— Data block —
• • • • • • •

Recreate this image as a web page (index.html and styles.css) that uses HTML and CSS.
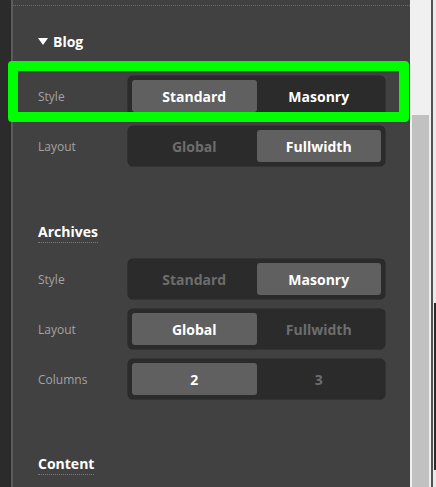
FILE: index.html
```html
<!DOCTYPE html>
<html lang="en">
<head>
<meta charset="utf-8">
<title>Blog settings</title>
<link rel="stylesheet" href="styles.css">
</head>
<body>
<div class="app">
  <div class="rail"></div>
  <div class="panel">
    <div class="topline"></div>

    <section class="group group-blog">
      <h3 class="group-title toggle"><span class="caret"></span>Blog</h3>
      <div class="rows">
        <div class="row">
          <span class="label">Style</span>
          <div class="seg">
            <span class="opt active">Standard</span>
            <span class="opt hover">Masonry</span>
          </div>
        </div>
        <div class="row">
          <span class="label">Layout</span>
          <div class="seg">
            <span class="opt">Global</span>
            <span class="opt active">Fullwidth</span>
          </div>
        </div>
      </div>
    </section>

    <section class="group">
      <h3 class="group-title"><span class="dotted">Archives</span></h3>
      <div class="rows">
        <div class="row">
          <span class="label">Style</span>
          <div class="seg">
            <span class="opt">Standard</span>
            <span class="opt active">Masonry</span>
          </div>
        </div>
        <div class="row">
          <span class="label">Layout</span>
          <div class="seg">
            <span class="opt active">Global</span>
            <span class="opt">Fullwidth</span>
          </div>
        </div>
        <div class="row">
          <span class="label">Columns</span>
          <div class="seg">
            <span class="opt active">2</span>
            <span class="opt">3</span>
          </div>
        </div>
      </div>
    </section>

    <section class="group group-last">
      <h3 class="group-title"><span class="dotted">Content</span></h3>
    </section>
  </div>
  <div class="scrollbar">
    <div class="scroll-space"></div>
    <div class="thumb"></div>
  </div>
  <div class="edge">
    <div class="edge-top"></div>
    <div class="edge-dark"></div>
  </div>
  <div class="highlight"></div>
</div>
</body>
</html>
```

FILE: styles.css
```css
html, body {
  margin: 0;
  padding: 0;
}

body {
  width: 436px;
  height: 487px;
  overflow: hidden;
  background: #414141;
  font-family: "Open Sans", "Noto Sans", sans-serif;
}

.app {
  position: relative;
  display: flex;
  width: 436px;
  height: 487px;
}

.rail {
  width: 11px;
  flex: none;
  background: #2b2b2b;
  border-right: 2px solid #5b5b5b;
}

.panel {
  width: 347px;
  flex: none;
  padding: 0 25px;
  background: #414141;
}

.topline {
  height: 5px;
  margin: 0 -25px;
  border-bottom: 1px dotted #6c6c6c;
}

.group {
  margin-top: 56px;
}

.group-blog {
  margin-top: 26px;
}

.group-last {
  margin-top: 55px;
}

.group-title {
  margin: 0 0 17px;
  height: 20px;
  font-size: 14px;
  line-height: 20px;
  font-weight: 700;
  color: #ffffff;
}

.toggle {
  display: flex;
  align-items: center;
  margin-bottom: 24px;
}

.caret {
  width: 0;
  height: 0;
  margin: -2px 5px 0 0;
  border-left: 5px solid transparent;
  border-right: 5px solid transparent;
  border-top: 7px solid #ffffff;
}

.dotted {
  display: inline-block;
  height: 20px;
  border-bottom: 1px dotted #7a7a7a;
}

.rows {
  display: flex;
  flex-direction: column;
  gap: 10px;
}

.row {
  display: flex;
  align-items: center;
  height: 40px;
}

.label {
  width: 90px;
  flex: none;
  font-size: 12px;
  color: #a3a3a3;
}

.seg {
  display: flex;
  box-sizing: border-box;
  width: 257px;
  height: 40px;
  padding: 4px;
  background: #2b2b2b;
  border-radius: 5px;
  box-shadow: 0 0 0 0.5px #262626;
}

.opt {
  flex: 1 1 0;
  display: flex;
  align-items: center;
  justify-content: center;
  border-radius: 3px;
  font-size: 14px;
  font-weight: 700;
  color: #6d6d6d;
}

.opt.active {
  background: #606060;
  color: #ffffff;
}

.opt.hover {
  color: #ffffff;
}

.scrollbar {
  width: 21px;
  flex: none;
  display: flex;
  flex-direction: column;
  background: #f0f0f0;
}

.scroll-space {
  height: 115px;
  flex: none;
}

.thumb {
  flex: 1;
  margin: 0 2px;
  background: #c1c1c1;
}

.edge {
  width: 3px;
  flex: none;
  display: flex;
  flex-direction: column;
  border-left: 2px solid #525252;
  background: #e9e9e9;
}

.edge-top {
  height: 303px;
  flex: none;
}

.edge-dark {
  height: 167px;
  margin-left: 1px;
  background: #2a2a2a;
}

.highlight {
  position: absolute;
  left: 8px;
  top: 61px;
  width: 381px;
  height: 41px;
  border: 10px solid #00ff00;
  border-radius: 4px;
  pointer-events: none;
}
```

• • • • • • •

— Request —
Pictures are excluded; output everything else in the data verbatim.

— Task answer —
Recreate this image as a web page (index.html and styles.css) that uses HTML and CSS.
FILE: index.html
```html
<!DOCTYPE html>
<html lang="en">
<head>
<meta charset="utf-8">
<title>Blog settings</title>
<link rel="stylesheet" href="styles.css">
</head>
<body>
<div class="app">
  <div class="rail"></div>
  <div class="panel">
    <div class="topline"></div>

    <section class="group group-blog">
      <h3 class="group-title toggle"><span class="caret"></span>Blog</h3>
      <div class="rows">
        <div class="row">
          <span class="label">Style</span>
          <div class="seg">
            <span class="opt active">Standard</span>
            <span class="opt hover">Masonry</span>
          </div>
        </div>
        <div class="row">
          <span class="label">Layout</span>
          <div class="seg">
            <span class="opt">Global</span>
            <span class="opt active">Fullwidth</span>
          </div>
        </div>
      </div>
    </section>

    <section class="group">
      <h3 class="group-title"><span class="dotted">Archives</span></h3>
      <div class="rows">
        <div class="row">
          <span class="label">Style</span>
          <div class="seg">
            <span class="opt">Standard</span>
            <span class="opt active">Masonry</span>
          </div>
        </div>
        <div class="row">
          <span class="label">Layout</span>
          <div class="seg">
            <span class="opt active">Global</span>
            <span class="opt">Fullwidth</span>
          </div>
        </div>
        <div class="row">
          <span class="label">Columns</span>
          <div class="seg">
            <span class="opt active">2</span>
            <span class="opt">3</span>
          </div>
        </div>
      </div>
    </section>

    <section class="group group-last">
      <h3 class="group-title"><span class="dotted">Content</span></h3>
    </section>
  </div>
  <div class="scrollbar">
    <div class="scroll-space"></div>
    <div class="thumb"></div>
  </div>
  <div class="edge">
    <div class="edge-top"></div>
    <div class="edge-dark"></div>
  </div>
  <div class="highlight"></div>
</div>
</body>
</html>
```

FILE: styles.css
```css
html, body {
  margin: 0;
  padding: 0;
}

body {
  width: 436px;
  height: 487px;
  overflow: hidden;
  background: #414141;
  font-family: "Open Sans", "Noto Sans", sans-serif;
}

.app {
  position: relative;
  display: flex;
  width: 436px;
  height: 487px;
}

.rail {
  width: 11px;
  flex: none;
  background: #2b2b2b;
  border-right: 2px solid #5b5b5b;
}

.panel {
  width: 347px;
  flex: none;
  padding: 0 25px;
  background: #414141;
}

.topline {
  height: 5px;
  margin: 0 -25px;
  border-bottom: 1px dotted #6c6c6c;
}

.group {
  margin-top: 56px;
}

.group-blog {
  margin-top: 26px;
}

.group-last {
  margin-top: 55px;
}

.group-title {
  margin: 0 0 17px;
  height: 20px;
  font-size: 14px;
  line-height: 20px;
  font-weight: 700;
  color: #ffffff;
}

.toggle {
  display: flex;
  align-items: center;
  margin-bottom: 24px;
}

.caret {
  width: 0;
  height: 0;
  margin: -2px 5px 0 0;
  border-left: 5px solid transparent;
  border-right: 5px solid transparent;
  border-top: 7px solid #ffffff;
}

.dotted {
  display: inline-block;
  height: 20px;
  border-bottom: 1px dotted #7a7a7a;
}

.rows {
  display: flex;
  flex-direction: column;
  gap: 10px;
}

.row {
  display: flex;
  align-items: center;
  height: 40px;
}

.label {
  width: 90px;
  flex: none;
  font-size: 12px;
  color: #a3a3a3;
}

.seg {
  display: flex;
  box-sizing: border-box;
  width: 257px;
  height: 40px;
  padding: 4px;
  background: #2b2b2b;
  border-radius: 5px;
  box-shadow: 0 0 0 0.5px #262626;
}

.opt {
  flex: 1 1 0;
  display: flex;
  align-items: center;
  justify-content: center;
  border-radius: 3px;
  font-size: 14px;
  font-weight: 700;
  color: #6d6d6d;
}

.opt.active {
  background: #606060;
  color: #ffffff;
}

.opt.hover {
  color: #ffffff;
}

.scrollbar {
  width: 21px;
  flex: none;
  display: flex;
  flex-direction: column;
  background: #f0f0f0;
}

.scroll-space {
  height: 115px;
  flex: none;
}

.thumb {
  flex: 1;
  margin: 0 2px;
  background: #c1c1c1;
}

.edge {
  width: 3px;
  flex: none;
  display: flex;
  flex-direction: column;
  border-left: 2px solid #525252;
  background: #e9e9e9;
}

.edge-top {
  height: 303px;
  flex: none;
}

.edge-dark {
  height: 167px;
  margin-left: 1px;
  background: #2a2a2a;
}

.highlight {
  position: absolute;
  left: 8px;
  top: 61px;
  width: 381px;
  height: 41px;
  border: 10px solid #00ff00;
  border-radius: 4px;
  pointer-events: none;
}
```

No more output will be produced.